Just over three months later, that search began again, in earnest.   It came along with disillusionment, sadness, cynicism, and heaviness.

I've been at it again for nearly three months.  It's no more fun this time around than it was the last time.

Anyone who has looked for work for a significant amount of time can probably relate to the varying emotions you go through when you think you've found yet another "perfect job".  After awhile, it doesn't even have to that close to perfect to fit the bill.   First there's the excitement of seeing something that piques your interest that you know you can do.  You're sure the job is meant just for you!  Anticipation builds as you picture yourself in the job.  You find out as much as you can about it, search your friends list for possible connections that can get your foot in the door, and begin the process of fine-tuning your letter and cv to fit the position.  After you spend hours perfecting both and securing references, you submit it feeling optimistic and confident, sure you'll get an interview.

You wait.  And wait.
And you don't.

It doesn't take long for rejection to hit like a  good old knock upside the head.  This is only amplified by the fact that you may have told people close to you about the great job you're SURE you're going to get an interview for, and out of kindness and curiosity they check in to see what the status is on the job.  Then you get to tell them you've been rejected.  Again.

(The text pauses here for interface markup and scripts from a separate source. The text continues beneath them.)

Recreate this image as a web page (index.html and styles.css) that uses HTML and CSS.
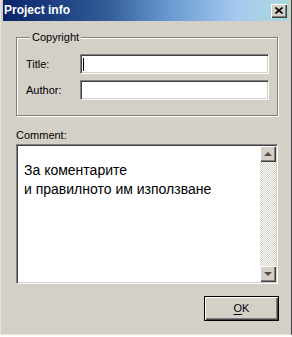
FILE: index.html
```html
<!DOCTYPE html>
<html lang="en">
<head>
  <meta charset="UTF-8">
  <title>Project info</title>
  <link rel="stylesheet" href="styles.css">
</head>
<body>
  <div class="window">
    <div class="titlebar">
      <span class="title">Project info</span>
      <span class="close">
        <svg width="8" height="7" viewBox="0 0 8 7"><path d="M0.5 0.5 L7.5 6.5 M7.5 0.5 L0.5 6.5" stroke="#000" stroke-width="1.6" fill="none"/></svg>
      </span>
    </div>

    <div class="content">
      <fieldset class="group">
        <legend>Copyright</legend>
        <div class="field">
          <label>Title:</label>
          <div class="edit"><span class="caret"></span></div>
        </div>
        <div class="field">
          <label>Author:</label>
          <div class="edit"></div>
        </div>
      </fieldset>

      <div class="comment-label">Comment:</div>
      <div class="memo">
        <div class="memo-text">За коментарите<br>и правилното им използване</div>
        <div class="scrollbar">
          <div class="sb-btn"><span class="arrow up"></span></div>
          <div class="sb-track"></div>
          <div class="sb-btn"><span class="arrow down"></span></div>
        </div>
      </div>

      <div class="actions">
        <div class="btn default"><u>O</u>K</div>
      </div>
    </div>
  </div>
</body>
</html>
```

FILE: styles.css
```css
body {
  margin: 0;
  background: #fff;
  font-family: "Liberation Sans", Arial, sans-serif;
  font-size: 11px;
  line-height: 13px;
  color: #000;
}
.window {
  width: 292px;
  height: 335px;
  box-sizing: border-box;
  background: #d4d0c8;
  border-left: 1px solid #e4e2dc;
  border-right: 1px solid #404040;
  border-bottom: 1px solid #e4e2dc;
  padding: 0 2px;
}
.titlebar {
  height: 21px;
  display: flex;
  align-items: center;
  justify-content: space-between;
  padding: 0 2px 0 1px;
  background: linear-gradient(90deg, #0a246a 0%, #2f5a94 35%, #6d9ed4 60%, #a6caf0 82%, #a9dada 100%);
}
.title {
  color: #fff;
  font-weight: bold;
  font-size: 12px;
}
.close {
  width: 16px;
  height: 14px;
  box-sizing: border-box;
  background: #d4d0c8;
  display: flex;
  align-items: center;
  justify-content: center;
  box-shadow: inset 1px 1px 0 #fff, inset -1px -1px 0 #404040, inset -2px -2px 0 #808080;
}
.content {
  padding: 10px 11px 0 13px;
}
.group {
  margin: 0;
  padding: 10px 8px 15px 9px;
  border: 1px solid #808080;
  box-shadow: inset 1px 1px 0 #fff, 1px 1px 0 #fff;
}
.group legend {
  margin-left: 4px;
  padding: 0 2px;
  background: #d4d0c8;
}
.field {
  display: flex;
  align-items: center;
}
.field + .field {
  margin-top: 6px;
}
.field label {
  width: 54px;
}
.edit {
  flex: 1;
  height: 20px;
  box-sizing: border-box;
  background: #fff;
  border: 1px solid;
  border-color: #808080 #fff #fff #808080;
  box-shadow: inset 1px 1px 0 #404040, inset -1px -1px 0 #d4d0c8;
  padding: 3px 0 0 2px;
}
.caret {
  display: block;
  width: 1px;
  height: 13px;
  background: #000;
}
.comment-label {
  margin-top: 13px;
}
.memo {
  margin-top: 2px;
  height: 140px;
  box-sizing: border-box;
  display: flex;
  background: #fff;
  border: 1px solid;
  border-color: #808080 #fff #fff #808080;
  box-shadow: inset 1px 1px 0 #404040, inset -1px -1px 0 #d4d0c8;
  padding: 1px;
}
.memo-text {
  flex: 1;
  padding: 15px 0 0 6px;
  font-family: "Liberation Sans", Arial, sans-serif;
  font-size: 14px;
  line-height: 19px;
}
.scrollbar {
  width: 16px;
  display: flex;
  flex-direction: column;
}
.sb-btn {
  height: 16px;
  box-sizing: border-box;
  background: #d4d0c8;
  display: flex;
  align-items: center;
  justify-content: center;
  box-shadow: inset 1px 1px 0 #fff, inset -1px -1px 0 #404040, inset -2px -2px 0 #808080;
}
.sb-track {
  flex: 1;
  background: repeating-conic-gradient(#d4d0c8 0 25%, #fff 0 50%) 0 0 / 2px 2px;
}
.arrow {
  width: 0;
  height: 0;
  border-left: 4px solid transparent;
  border-right: 4px solid transparent;
}
.arrow.up {
  border-bottom: 4px solid #5a4848;
}
.arrow.down {
  border-top: 4px solid #5a4848;
}
.actions {
  margin-top: 12px;
  margin-right: -1px;
  display: flex;
  justify-content: flex-end;
}
.btn {
  width: 75px;
  height: 25px;
  box-sizing: border-box;
  display: flex;
  align-items: center;
  justify-content: center;
  background: #d4d0c8;
  box-shadow: inset 1px 1px 0 #fff, inset -1px -1px 0 #404040, inset -2px -2px 0 #808080;
}
.btn.default {
  border: 1px solid #000;
}
.btn u {
  text-underline-offset: 2px;
}
```
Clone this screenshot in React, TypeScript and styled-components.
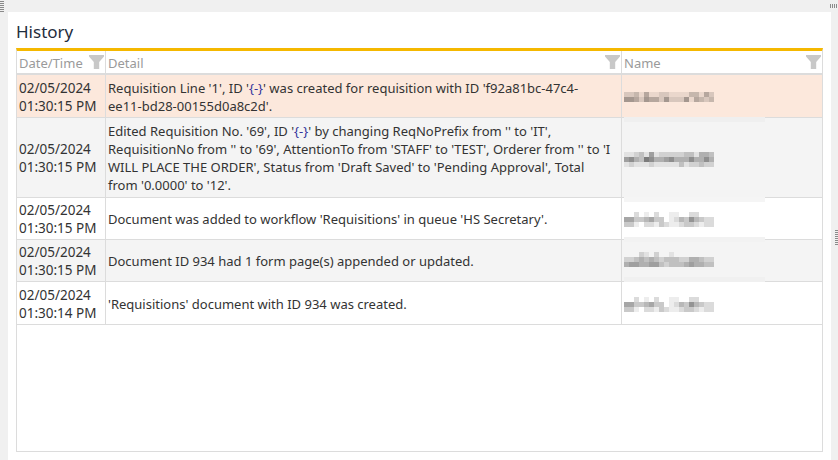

It's a cycle that keeps repeating itself over and over.

Two weeks ago as I was about to hit "send" on my application to another one of those perfect jobs, I told Mike I didn't think I could keep doing this.  If this one doesn't come through, I don't think I can do this again.  

It didn't come through.
But this last week I did it again... because I have to.

After enough rejections you begin to look at that finely polished cv and the letter that highlights all of your strengths and you begin to doubt it all.  It almost reads like something you've made up, after awhile.  If it was true, you'd get the interview, you tell yourself.  You start to re-read it with a healthy dose of scepticism.   You talk yourself into it and write that next letter with a somewhat forced hand - as if you're trying to convince not only the potential employer but yourself that what you've written is true.

All I need is the interview, you think.  And so you do it again and again.

Maybe this next one will be "the one".
One of them just has to be.
Right?

2 comments:

  1. Bah! I hate this for/with you.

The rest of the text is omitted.